Turtle2900,
Nice items; rather common, however, as Germans tend to be prolific writers and much material abounds. I have collected
FELDPOST (soldiers' mail, usually free-franked) for nearly forty years, and the prices for the vast majority have remained static or declined on average. I usually pick up unusual
FELDPOST topical cards/covers, paying extra for seldom-seen auxiliary markings. Either addressed to or from interesting family names (not from among the more common German surnames like
Schmidt/Mueller/Gaertner/Richter usw) for a
Euro (US$1.18) or two.
Unusual or no-longer existing
place names can command a bit of a premium as well, mostly for (n)
Ostalgia-minded German speaking collectors not unlike myself.
If you ever find any German-language (or less likely, Dutch, Czech, Polish, or French) correspondence with sender or recipient's named
Wentzell, Habisrittinger, Denner, Compart, Henneberg, Morawski, Nowotny, van Koenen/Fabelmann, or the more common
Gessler, I would
pounce on them like white on rice be
appreciative if you contact me as I'd
definitely be interested, from a genealogical viewpoint. My family surnames going back a couple generations.
The pencilled numeral "6" marked on one cover might have been a dealer's wishful selling price, in either DM's or Euros (asking about US$4 to $7 at today's exchange rate).
===========================================

The last postcard--shown above --if it even exists, I believe to be a
post-WWII reproduction or a
reprinted postcard, as the
Bundesarchiv notation (SEE ARROW) on the postcard indicates it could not be from the
NAtional-SoZIalistiche-era (1933-1945). I have never seen the one pictured above, if indeed it is a postcard.....and I've seen a lot.....

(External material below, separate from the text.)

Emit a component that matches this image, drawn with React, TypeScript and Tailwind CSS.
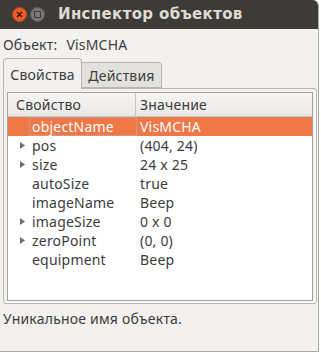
import React from 'react';

type Prop = { name: string; value: string; expandable?: boolean };

const props: Prop[] = [
  { name: 'pos', value: '(404, 24)', expandable: true },
  { name: 'size', value: '24 x 25', expandable: true },
  { name: 'autoSize', value: 'true' },
  { name: 'imageName', value: 'Beep' },
  { name: 'imageSize', value: '0 x 0', expandable: true },
  { name: 'zeroPoint', value: '(0, 0)', expandable: true },
  { name: 'equipment', value: 'Beep' },
];

const Arrow = () => (
  <svg width="7" height="9" viewBox="0 0 7 9" className="block">
    <path d="M1 1 L6 4.5 L1 8 Z" fill="#6f6f6f" />
  </svg>
);

const App: React.FC = () => {
  return (
    <div
      className="w-[321px] h-[352px] bg-white overflow-hidden text-[14px] tracking-[0.2px] text-[#3c3c3c]"
      style={{ fontFamily: '"Noto Sans", "DejaVu Sans", sans-serif' }}
    >
      <div className="w-[319px] h-[352px] flex flex-col bg-[#f2f1f0] border-r border-b border-[#a9a8a4] rounded-tr-[6px] overflow-hidden">
        {/* title bar */}
        <div className="h-[29px] shrink-0 bg-[#3c3b37] flex items-center pl-[12px]">
          <div className="w-[15px] h-[15px] rounded-full bg-[#ef5c2c] border border-[#b8451f] flex items-center justify-center">
            <svg width="7" height="7" viewBox="0 0 7 7">
              <path d="M1 1 L6 6 M6 1 L1 6" stroke="#3a1a10" strokeWidth="1.6" />
            </svg>
          </div>
          <div className="ml-[3px] w-[15px] h-[15px] rounded-full bg-[#7a7974] border border-[#5b5a56] flex items-center justify-center">
            <div className="w-[7px] h-[7px] border border-[#3c3b37]" />
          </div>
          <div
            className="ml-[13px] text-[15px] font-bold text-[#dfdbd2] tracking-[0.35px]"
            style={{ fontFamily: '"DejaVu Sans", sans-serif' }}
          >
            Инспектор объектов
          </div>
        </div>

        {/* object line */}
        <div className="h-[29px] shrink-0 flex items-center pl-[3px] pt-[2px]">
          <span>Объект:</span>
          <span className="ml-[9px]">VisMCHA</span>
        </div>

        {/* tabs */}
        <div className="pl-[3px] flex items-end h-[30px] shrink-0">
          <div className="w-[79px] h-[31px] bg-[#f2f1f0] border border-[#b8b6b2] border-b-0 rounded-t-[4px] flex items-center justify-center relative z-10 -mb-[1px] pt-[1px]">
            Свойства
          </div>
          <div className="w-[80px] h-[26px] bg-[#e3e1dd] border border-[#b8b6b2] border-l-0 rounded-tr-[4px] flex items-center justify-center">
            Действия
          </div>
        </div>

        {/* tab panel */}
        <div className="ml-[3px] mr-[1px] h-[216px] shrink-0 border border-[#b8b6b2] rounded-b-[3px] rounded-tr-[3px] p-[3px] pb-[2px] shadow-[inset_-1px_-1px_0_#fbfbfa]">
          <div className="h-full bg-white border border-[#a6a5a1] flex flex-col">
            <div className="h-[24px] shrink-0 flex bg-gradient-to-b from-[#f6f5f4] to-[#e9e8e6] border-b border-[#c4c2bd]">
              <div className="w-[128px] flex items-center pl-[8px] border-r border-[#c9c7c2]">Свойство</div>
              <div className="flex-1 flex items-center pl-[4px]">Значение</div>
            </div>
            <div className="h-[19px] shrink-0 flex bg-[#f07746] text-white">
              <div className="w-[128px] pl-[21px] flex">
                <div className="flex-1 flex items-center pl-[2px] border border-dotted border-[#a8b7c8] border-r-0">objectName</div>
              </div>
              <div className="flex-1 flex items-center pl-[4px] border-l border-dotted border-[#a8b7c8]">
                <span className="-ml-[1px]">VisMCHA</span>
              </div>
            </div>
            {props.map((p) => (
              <div key={p.name} className="h-[19px] shrink-0 flex">
                <div className="w-[128px] flex items-center">
                  <div className="w-[23px] flex justify-end pr-[5px]">{p.expandable && <Arrow />}</div>
                  <span className="pl-[1px]">{p.name}</span>
                </div>
                <div className="flex-1 flex items-center pl-[4px]">{p.value}</div>
              </div>
            ))}
          </div>
        </div>

        {/* status */}
        <div className="pl-[3px] pt-[4px]">Уникальное имя объекта.</div>
      </div>
    </div>
  );
};

export default App;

There exist today countless
excellent reproductions of propaganda-type post cards from the N-S (Nazi) era; this particular
original postcard by itself, if it was mailed and expertise by the
BDP (federation of German Philatelists--the ultimate authority on faked pricier German material), could easily bring
quite a number of Euros by itself, if marketed optimally at auction. It shows a public desk-writing area, with two nurses assisting three Wehrmach soldiers writing home; the sign loosely translates as "Accepting soldier's mail here for the Front" mentioning the German version of USA's
USO"
Propaganda type postcards, especially postally used, in-period, can sometimes command
outrageous premiums, especially if the usage is not overtly philatelic.
For English-speakers there is of course the
GPS (German Philatelic Society) an affiliate of the US-based
American Philatelic Society. My favorite German go-to site is "
philaseiten.de" and they do have a decent English translation option; if you can navigate the tremendous amount of postings you will learn a lot about
Feldpost there!
Meantime I try to help decipher old German script
(Suetterlin and others) when I can, as I was forced to learn when my late grandfather wrote to me weekly in his neat, but hard-to-read
Suetterlin script. If I didn't write back my
Opa wouldn't send me any stamps!. Today I can read German-language material a bit better, perhaps, than the average German. One tends to get better at it
with practice, especially if it's from the same person!